Today at Web Summit, A.Team—the world’s first team formation platform—announced the launch of a new CxO Network to serve as product visionaries, strategic advisors, and team leaders for its growing client roster of market-leading startups, growth stage, and enterprise companies. The network features industry luminaries such as former Walmart Chief Product Officer Meng Chee and former US Air Force CTO Jen Snow, as well as renowned product leaders like Jared Cocken and Martin Strutz.
A.Team’s platform is home to a broader network of over 7,000 top engineers, product managers, designers, and data scientists. These independent workers come together as Ocean’s-11-style teams on its platform to tackle high-order product initiatives.

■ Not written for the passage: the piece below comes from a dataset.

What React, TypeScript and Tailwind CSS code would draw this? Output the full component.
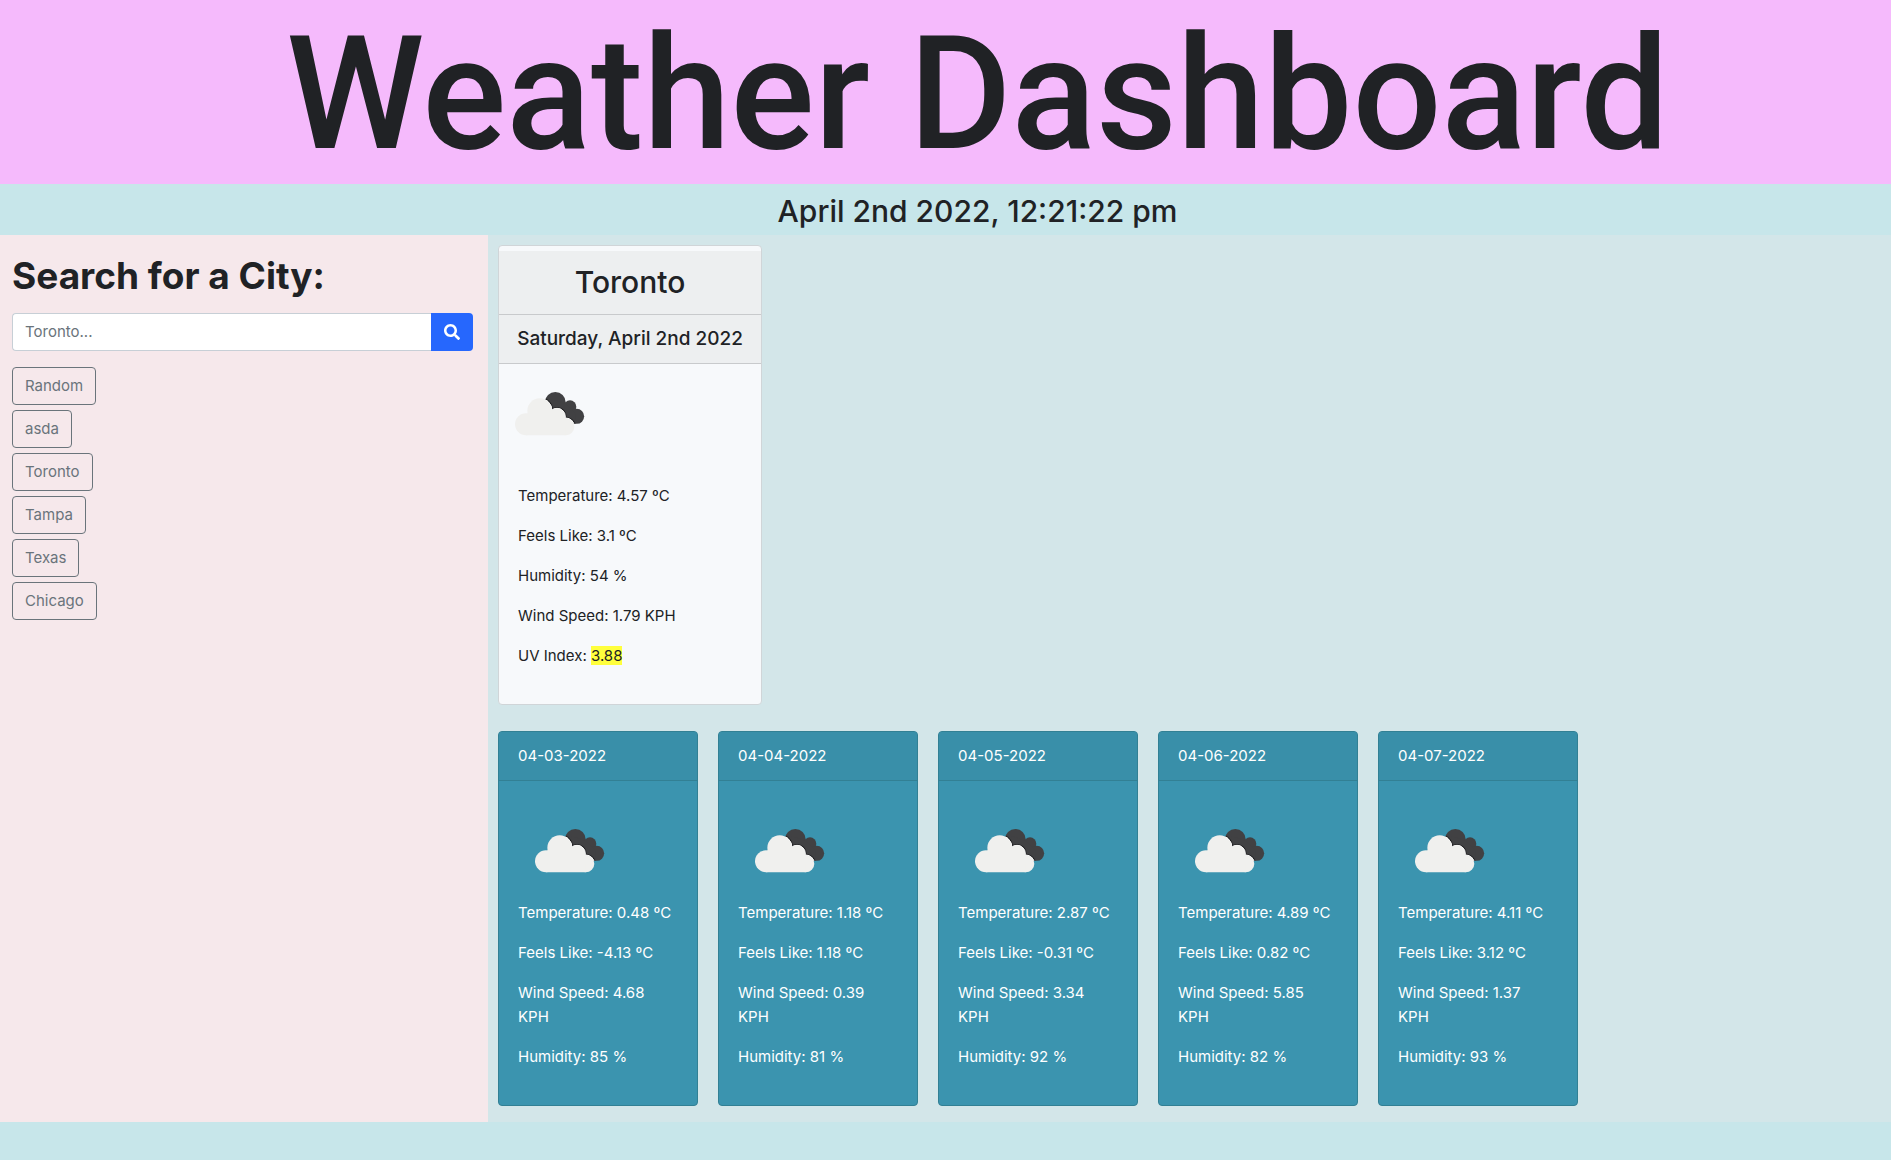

As A.Team built teams for over 300 companies over the past two years, it noticed a common pattern amongst its most successful initiatives. “What we realized is that great teams need that ‘George Clooney’ element,” explained Raphael Ouzan, A.Team’s Co-Founder and CEO. “They had a CxO-level expert who served as the strategic lead to unlock the vision and mission, making it much easier to bring the right team together and build incredible products.”
Fractional CxOs have exploded in popularity in the remote work age, as startups and enterprises alike look to infuse their growth initiatives with c-suite-level expertise. Too often, though, the impact of fractional CxOs is limited to a Powerpoint deck that never gets acted on. A.Team’s CxO Network can not only set the strategic vision—it can deploy an expert team in under 10 days to bring that vision to life.
At launch, the CxO network is a small, exclusive group of 20 world-class leaders that were drawn to A.Team’s vision for reshaping the future of work through cloud-based product teams that accelerate the way companies innovate and develop transformative products. Some members of the CxO Network—like Chee and Snow—specialize as strategic advisors. Others, like Cocken and Strutz, also serve as functional leaders, building and leading the team hands-on.
Take Blank Street Coffee, the tech-enabled coffee shop: A.Team brought in a product leader, Martin Strutz—founder of and.co, later acquired by Fiverr—to craft the vision for a sophisticated order-ahead app that would allow Blank Street to deliver high-end coffee at a fraction of the cost, thanks to the operational efficiency the app created. Strutz then built out a full team to bring that vision to life — powering Blank Street’s rapid expansion from a single Williamsburg-based coffee cart to a beloved franchise with 60 locations across New York, Boston, Washington D.C. and London.
“Working with an expert product leader like Martin transformed our roadmap and vision,” said Issam Freiha, co-founder of Blank Street. “And then we were able to execute on that vision with our A.Team so quickly. Our A.Team is not a group of 3rd-party contractors. They are core members of our team and family, adding a level of expertise better than we could have found anywhere else.”
This model has also proved extremely powerful for enterprise companies pursuing digital transformation initiatives. Global education company McGraw Hill came to A.Team with a mission to take studying into the social media era. A.Team brought in Cocken, a renowned product designer, to help build the initial prototype of its “TikTok for studying” app before building out an A.Team of 27 to help build and launch the full product. That app, SHARPEN™, launched this past month with great fanfare, helping transform how thousands of students study.
“From the start, A.Team enabled us to prototype and iterate more efficiently,” said Justin Singh, McGraw Hill’s Chief Strategy & Transformation Officer. “Then ultimately, at the product development stage, they gave us the agility to quickly scale up and down with the resources needed to get to market sooner.”